Batman is a decidedly American superhero, and Reeves raises all manner of questions about what that means today. Batman has always had the same appeal as a Wild West outlaw or Don Vito Corleone in The Godfather (1972), in that the character’s self-appointed power and resources allow him to exact justice where he sees fit, where the average person cannot. But Bruce Wayne is also a member of the white patriarchy that has corrupted official systems, leaving everyday people to feel powerless against them, thus facilitating the need for someone like Batman. Reeves and Craig weave these ideas into their screenplay with less emphasis on their thematic import than Nolan’s trilogy supplied, but with more substance than other versions of Batman. Part of what makes The Batman so compelling is how the character realizes that “Vengeance” isn’t what the world needs; it’s the hope of a better future—an ironic light in the darkness (a notion beautifully and symbolically rendered late in the film). While the themes resonate, Reeves isn’t subtle about his symbolism, in part because Riddler isn’t subtle. Still, the city’s long-in-development plans to rebuild under a broken organization called Renewal, and what Renewal represents in the murder plot, and to Bruce Wayne, materializes in an organic way that reveals The Batman’s script to be a well-constructed piece of writing.
Playing the seventh iteration of Batman onscreen, not counting animated features, Pattinson looks convincing in his functional, mobile costume. The few times Pattinson appears out of costume, he’s with Alfred (Andy Serkis), who helps Batman decipher Riddler’s puzzles and offers an underdeveloped father-figure role. Unfortunately, most of the characters in The Batman feel overshadowed by Reeves’ vast and immersive plotting. Kravitz’s role contains fewer catlike hot-and-cold moments that would build a femme fatale persona than one might expect. She rarely seems as though she will turn on Batman except to defy him to pursue her ambition (but their dual motorcycles make them awfully cute together). Pattinson’s Batman, too, feels singularly motivated and emotionally restrained, save for his few scenes with Serkis. Among the supporting roles, Peter Sarsgaard has a memorable turn as Gotham’s district attorney. But Farrell’s casting proves the strangest—he’s under so much convincing makeup that it’s anyone’s guess why another actor wasn’t cast. Still, he’s terrific in the role, regardless of the studio demanding that he lose the signature cigarette holder. The standout is Dano, who’s wholly unhinged as Riddler, a wackjob that feels like an unholy union between the actor’s roles in There Will Be Blood (2007) and Prisoners (2013). Although much of his performance in the first two hours occurs behind an impenetrable mask, his heavy breathing and octave-defying voice do plenty to unnerve. Much later, his unmasked scenes reveal the creepy, chilling, psychopathic face underneath.

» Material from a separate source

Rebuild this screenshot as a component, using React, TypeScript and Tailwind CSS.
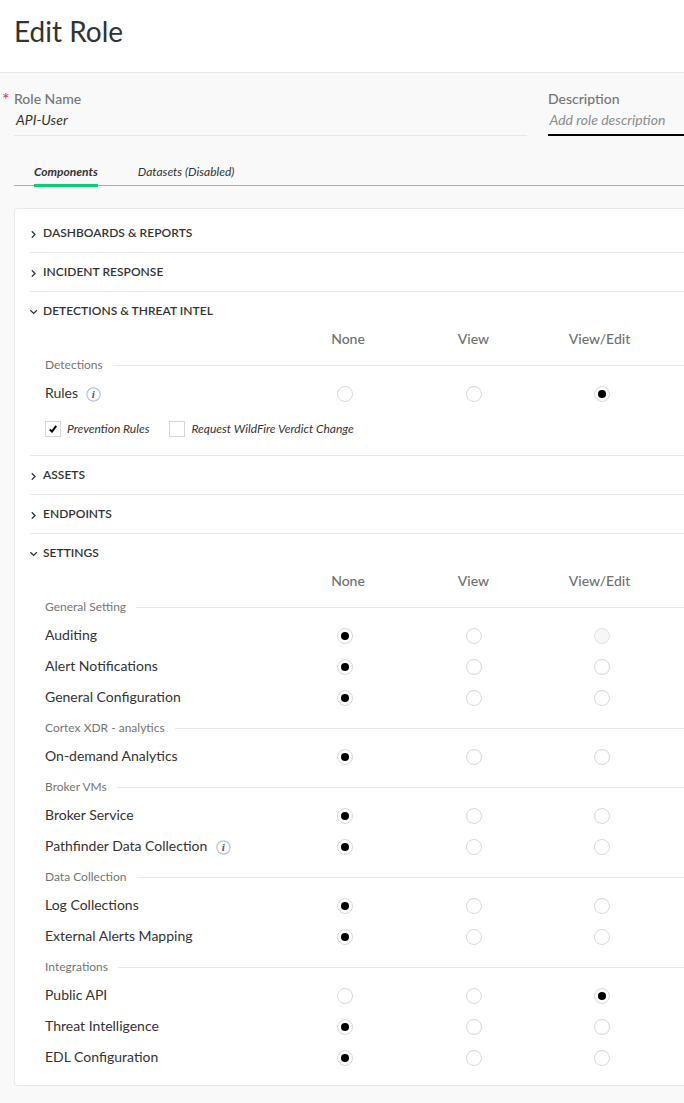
type Level = 'none' | 'view' | 'edit';

type Permission = {
  name: string;
  selected: Level;
  info?: boolean;
  editDisabled?: boolean;
};

type Group = { title: string; permissions: Permission[] };

const detectionGroups: Group[] = [
  { title: 'Detections', permissions: [{ name: 'Rules', selected: 'edit', info: true }] },
];

const settingsGroups: Group[] = [
  {
    title: 'General Setting',
    permissions: [
      { name: 'Auditing', selected: 'none', editDisabled: true },
      { name: 'Alert Notifications', selected: 'none' },
      { name: 'General Configuration', selected: 'none' },
    ],
  },
  { title: 'Cortex XDR - analytics', permissions: [{ name: 'On-demand Analytics', selected: 'none' }] },
  {
    title: 'Broker VMs',
    permissions: [
      { name: 'Broker Service', selected: 'none' },
      { name: 'Pathfinder Data Collection', selected: 'none', info: true },
    ],
  },
  {
    title: 'Data Collection',
    permissions: [
      { name: 'Log Collections', selected: 'none' },
      { name: 'External Alerts Mapping', selected: 'none' },
    ],
  },
  {
    title: 'Integrations',
    permissions: [
      { name: 'Public API', selected: 'edit' },
      { name: 'Threat Intelligence', selected: 'none' },
      { name: 'EDL Configuration', selected: 'none' },
    ],
  },
];

function Chevron({ open }: { open?: boolean }) {
  return (
    <svg width="8" height="8" viewBox="0 0 8 8" fill="none" stroke="#333" strokeWidth="1.3" className="mt-px shrink-0">
      <path d={open ? 'M0.4 2.2 L3.6 5.4 L6.8 2.2' : 'M1.8 1.3 L5 4.5 L1.8 7.7'} />
    </svg>
  );
}

function SectionHeader({ title, open }: { title: string; open?: boolean }) {
  return (
    <div className={`flex items-center gap-[5px] text-xs font-semibold tracking-[0.03px] text-[#333] ${open ? 'h-[38px]' : 'h-[39px] border-b border-[#e8e8e8]'}`}>
      <Chevron open={open} />
      <span>{title}</span>
    </div>
  );
}

function InfoIcon() {
  return (
    <svg width="15" height="15" viewBox="0 0 15 15" className="mt-[3px] shrink-0">
      <circle cx="7.5" cy="7.5" r="6.6" fill="#fff" stroke="#b4c8e1" strokeWidth="1.3" />
      <text x="7.4" y="11" textAnchor="middle" fontSize="11" fontStyle="italic" fontWeight="bold" fontFamily="Liberation Serif, serif" fill="#555">
        i
      </text>
    </svg>
  );
}

function Radio({ checked, disabled }: { checked?: boolean; disabled?: boolean }) {
  return (
    <span className={`flex size-4 items-center justify-center rounded-full border ${disabled ? 'border-[#e2e2e2] bg-[#f6f7f7]' : 'border-[#d8d8d8] bg-white'}`}>
      {checked && <span className="size-2 rounded-full bg-black" />}
    </span>
  );
}

function ColumnHeader() {
  return (
    <div className="grid h-5 grid-cols-[255px_126px_125px_127px] text-center text-sm leading-[18px] font-medium text-[#707070]">
      <span />
      <span>None</span>
      <span>View</span>
      <span>View/Edit</span>
    </div>
  );
}

function PermissionGroup({ group }: { group: Group }) {
  return (
    <div className="pl-[15px]">
      <div className="flex h-7 items-center gap-[10px] text-xs text-[#757575]">
        <span className="pt-0.5">{group.title}</span>
        <span className="mt-[3px] h-px flex-1 bg-[#e8e8e8]" />
      </div>
      {group.permissions.map((p) => (
        <div key={p.name} className="grid h-[31px] grid-cols-[292px_129px_128px_40px] items-center text-sm text-[#333]">
          <span className="flex items-center gap-[8.2px] pb-0.5">
            {p.name}
            {p.info && <InfoIcon />}
          </span>
          <Radio checked={p.selected === 'none'} />
          <Radio checked={p.selected === 'view'} />
          <Radio checked={p.selected === 'edit'} disabled={p.editDisabled} />
        </div>
      ))}
    </div>
  );
}

function Checkbox({ label, checked }: { label: string; checked?: boolean }) {
  return (
    <label className="flex items-center gap-[6px]">
      <span className="flex size-4 items-center justify-center border border-[#d5d5d5] bg-white">
        {checked && (
          <svg width="8" height="8" viewBox="0 0 8 8" fill="none" stroke="#000" strokeWidth="2">
            <path d="M0.8 4.6 L3 6.6 L7.2 0.8" />
          </svg>
        )}
      </span>
      {label}
    </label>
  );
}

export default function App() {
  return (
    <div className="h-[1103px] w-[684px] overflow-hidden bg-[#f9f9f9] font-['Lato',sans-serif] text-[#333]">
      <header className="h-[73px] border-b border-[#e8e8e8] bg-white pt-[11px] pl-[14px] text-[28px] leading-[41px]">
        Edit Role
      </header>

      <div className="flex h-[63px] pt-[17px]">
        <span className="w-[14px] pl-[2px] text-lg leading-[18px] text-[#d0354c]">*</span>
        <div className="flex w-[513px] flex-col border-b border-[#e8e8e8]">
          <span className="h-[19px] text-sm leading-[17px] font-medium text-[#757575]">Role Name</span>
          <span className="pl-0.5 text-sm leading-[22px] italic">API-User</span>
        </div>
        <div className="ml-[21px] flex flex-1 flex-col border-b-2 border-black">
          <span className="h-[19px] text-sm leading-[17px] font-medium text-[#757575]">Description</span>
          <span className="pl-[1.5px] text-sm leading-[22px] text-[#8c8c8c] italic">Add role description</span>
        </div>
      </div>

      <nav className="mt-[26px] ml-[14px] flex h-6 items-start gap-10 border-b border-[#4adeae] pl-5 text-xs leading-5 italic">
        <span className="h-[25px] border-b-3 border-[#05d072] font-bold">Components</span>
        <span>Datasets (Disabled)</span>
      </nav>

      <main className="mt-[22px] ml-[14px] h-[878px] rounded-l border border-r-0 border-[#e8e8e8] bg-white pt-[5px] pl-[15px]">
        <SectionHeader title="DASHBOARDS & REPORTS" />
        <SectionHeader title="INCIDENT RESPONSE" />
        <SectionHeader title="DETECTIONS & THREAT INTEL" open />
        <ColumnHeader />
        {detectionGroups.map((g) => (
          <PermissionGroup key={g.title} group={g} />
        ))}
        <div className="flex h-[47px] items-start gap-5 border-b border-[#e8e8e8] pt-3 pl-[15px] text-xs leading-4 italic">
          <Checkbox label="Prevention Rules" checked />
          <Checkbox label="Request WildFire Verdict Change" />
        </div>
        <SectionHeader title="ASSETS" />
        <SectionHeader title="ENDPOINTS" />
        <SectionHeader title="SETTINGS" open />
        <ColumnHeader />
        {settingsGroups.map((g) => (
          <PermissionGroup key={g.title} group={g} />
        ))}
      </main>
    </div>
  );
}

The Batman is not a spectacle like many versions of the hero before. Of everything on cinematographer Greig Fraser’s resume, which includes 2021’s Dune, The Batman most closely resembles 2012’s Killing Them Softly—an acerbic crime film about American capitalism at its purest. Most of Reeves’ set pieces have an intimate quality that supports the serial killer investigation. What’s more, our Batman is just getting started, making the few action scenes feel dangerous and our hero exposed to real harm. Midway through the film, he finds himself knocked unconscious and surrounded by police, and he clumsily escapes using a wingsuit that, apparently, he hasn’t tested enough. His superheroism is flawed and unproven; he’s still working out the kinks, making him vulnerable and more sympathetic for it. So when one of his bolder moves works in his favor during a wowing car chase sequence (in a souped-up Batmobile that screams like a banshee), and Pattison’s gloomy visage shows the faintest hint of a smile, it feels like a cheer-worthy breakthrough. Still, for all the modesty and relatively small-scale action in the first two-thirds, the final act supplies a massive threat that echoes the citywide panic in Batman Begins—the closest Batman relative to Reeves’ film in ways best left for the viewer to discover.

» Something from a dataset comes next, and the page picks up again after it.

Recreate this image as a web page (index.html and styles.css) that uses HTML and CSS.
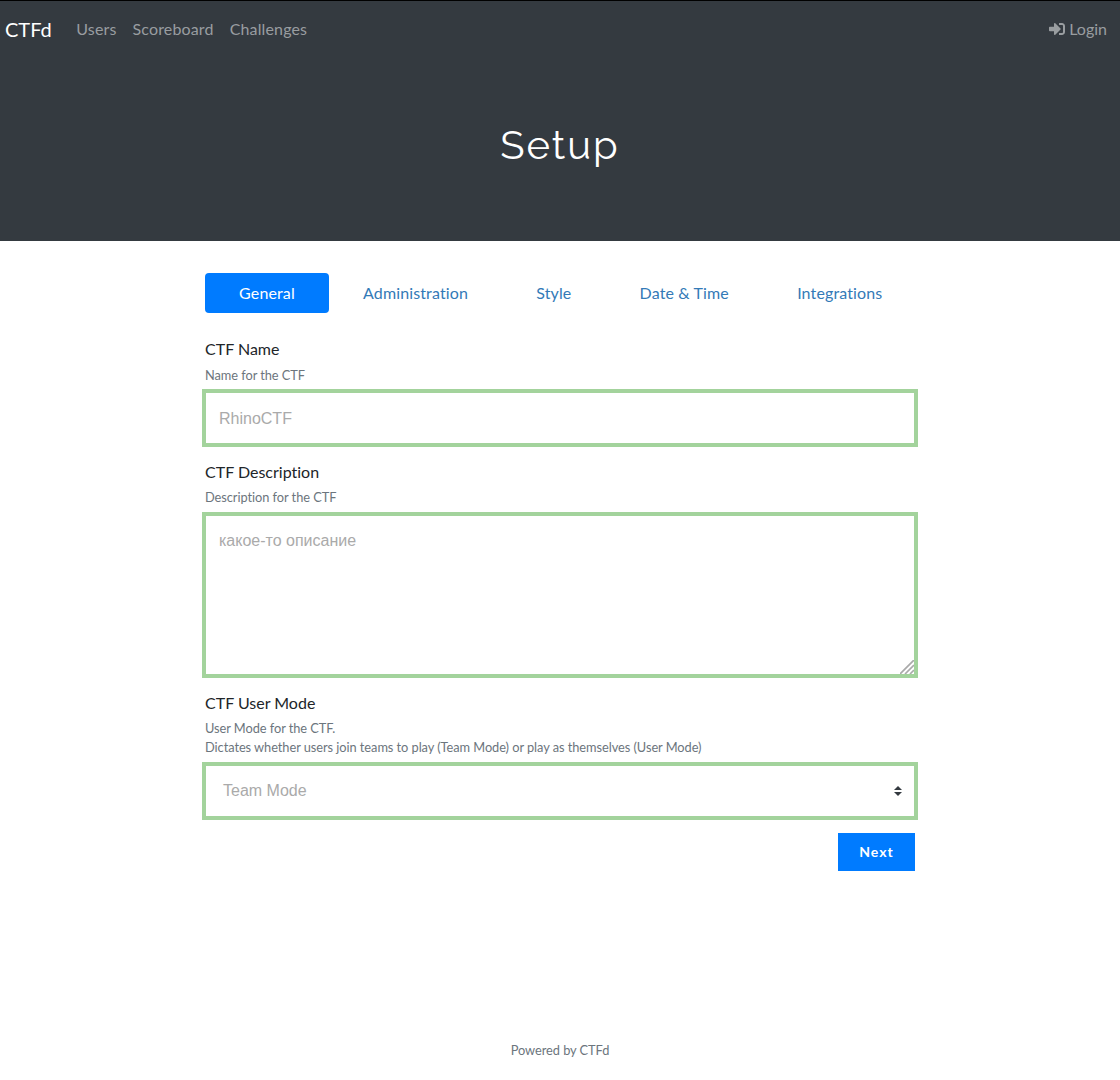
FILE: index.html
```html
<!DOCTYPE html>
<html lang="en">
<head>
<meta charset="utf-8">
<title>CTFd</title>
<link rel="stylesheet" href="styles.css">
</head>
<body>
<nav class="navbar">
  <a class="brand">CTFd</a>
  <a class="nav-link">Users</a>
  <a class="nav-link">Scoreboard</a>
  <a class="nav-link">Challenges</a>
  <a class="nav-link login"><svg class="login-icon" viewBox="0 0 512 512"><path fill="currentColor" d="M416 448h-84c-6.600 0-12-5.400-12-12v-40c0-6.600 5.400-12 12-12h84c17.700 0 32-14.300 32-32V160c0-17.700-14.300-32-32-32h-84c-6.600 0-12-5.400-12-12V76c0-6.600 5.400-12 12-12h84c53 0 96 43 96 96v192c0 53-43 96-96 96zm-47-209L201 71c-15-15-41-4.500-41 17v96H24c-13.300 0-24 10.700-24 24v96c0 13.300 10.700 24 24 24h136v96c0 21.500 26 32 41 17l168-168c9.300-9.400 9.300-24.600 0-34z"/></svg>Login</a>
</nav>
<header class="jumbotron"><h1>Setup</h1></header>
<main class="content">
  <div class="tabs">
    <a class="tab active">General</a>
    <a class="tab">Administration</a>
    <a class="tab">Style</a>
    <a class="tab">Date &amp; Time</a>
    <a class="tab">Integrations</a>
  </div>
  <section class="group name">
    <label>CTF Name</label>
    <small>Name for the CTF</small>
    <div class="field">RhinoCTF</div>
  </section>
  <section class="group description">
    <label>CTF Description</label>
    <small>Description for the CTF</small>
    <div class="field area">какое-то описание<svg class="grip" viewBox="0 0 14 14"><path d="M0 14 14 0M5 14l9-9M10 14l4-4" stroke="#aaa" stroke-width="1.700"/></svg></div>
  </section>
  <section class="group mode">
    <label>CTF User Mode</label>
    <small>User Mode for the CTF.<br>Dictates whether users join teams to play (Team Mode) or play as themselves (User Mode)</small>
    <div class="field select">Team Mode<svg class="arrows" viewBox="0 0 4 5"><path fill="#343a40" d="M2 0L0 2h4zm0 5L0 3h4z"/></svg></div>
  </section>
  <button class="next">Next</button>
</main>
<footer class="footer">Powered by CTFd</footer>
</body>
</html>
```
FILE: styles.css
```css
* { box-sizing: border-box; }
body {
  margin: 0;
  height: 1080px;
  overflow: hidden;
  display: flex;
  flex-direction: column;
  font: 16px/24px Lato, sans-serif;
  font-variant-ligatures: no-common-ligatures;
  color: #212529;
  background: #fff;
}
.navbar {
  height: 57px;
  padding: 0 13px 0 5px;
  border-top: 1px solid #000;
  background: #343a40;
  display: flex;
  align-items: center;
}
.brand { color: #fff; font-size: 20px; margin-right: 24.500px; }
.nav-link { color: #999da0; margin-right: 16px; letter-spacing: .15px; }
.login { margin: 0 0 0 auto; display: flex; align-items: center; gap: 4px; letter-spacing: 0; }
.login-icon { width: 16px; height: 16px; }
.jumbotron {
  height: 184px;
  padding-top: 64px;
  background: #343a40;
  text-align: center;
}
h1 {
  margin: 0;
  color: #fff;
  font: 400 40px/48px Raleway, Lato, sans-serif;
  letter-spacing: 2px;
}
.content {
  width: 710px;
  margin-left: 205px;
  padding-top: 32px;
  display: flex;
  flex-direction: column;
}
.tabs { display: flex; height: 40px; }
.tab { padding: 8px 34.100px; color: #337ab7; white-space: nowrap; letter-spacing: .13px; }
.tab.active { width: 124px; background: #007bff; color: #fff; border-radius: 4px; }
.group { display: flex; flex-direction: column; }
.name { margin-top: 24px; }
.name small { padding-top: 1px; height: 19px; }
.name .field { padding-top: 14px; }
.description { margin-top: 13px; }
.mode { margin-top: 13px; }
label { height: 28px; }
small { font-size: 12.800px; line-height: 19px; letter-spacing: -.05px; color: #6c757d; white-space: nowrap; }
.field {
  position: relative;
  height: 58px;
  width: 716px;
  margin: 5px 0 0 -3px;
  padding: 13px;
  border: 4px solid #a3d39c;
  color: #aaa;
  font: 16px/24px "Liberation Sans", sans-serif;
}
.area { height: 166px; }
.select { padding-left: 17px; }
.grip { position: absolute; right: 0; bottom: 0; width: 14px; height: 14px; }
.arrows { position: absolute; right: 12px; top: 20px; width: 8px; height: 10px; }
.next {
  width: 77px;
  height: 38px;
  margin-top: 13px;
  padding: 0;
  align-self: flex-end;
  border: 0;
  background: #007bff;
  color: #fff;
  font: 700 14px/20px Lato, sans-serif;
  letter-spacing: 1px;
}
.footer { margin: auto 0 20px; text-align: center; font-size: 12.800px; line-height: 19px; letter-spacing: -.04px; color: #6c757d; }
```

If The Batman could be accused of being too long—and it feels that way near the end when the story seems to be wrapping up, just before an unexpected final act—Reeves’ overall structure proves admirable and meticulous. When it’s all over, his runtime feels justified. His cast and plotting have been pointed in the same direction, resulting in a superhero film not about catching the supervillain but exposing a history of corruption by looking closer. In that regard, it’s a focused piece of Hollywood filmmaking that supplies a reprieve from the largely conventional output of the DCEU. Even so, the characters register as less dimensional and feeling than their counterparts in other Batman movies, especially Nolan’s. Reeves offers fewer moments that endear the viewer to Batman and especially Bruce Wayne, and for this critic, the emotional investment felt muted next to The Dark Knight trilogy. Nevertheless, each character and performer has been calibrated like a gear in a machine of crime genre plotting and noirish style, making for a memorable and strikingly conceived Batman film. While so many comic book movies feel like variations on the same ideas, and the same formal execution of them, Reeves has made something distinct and fully realized.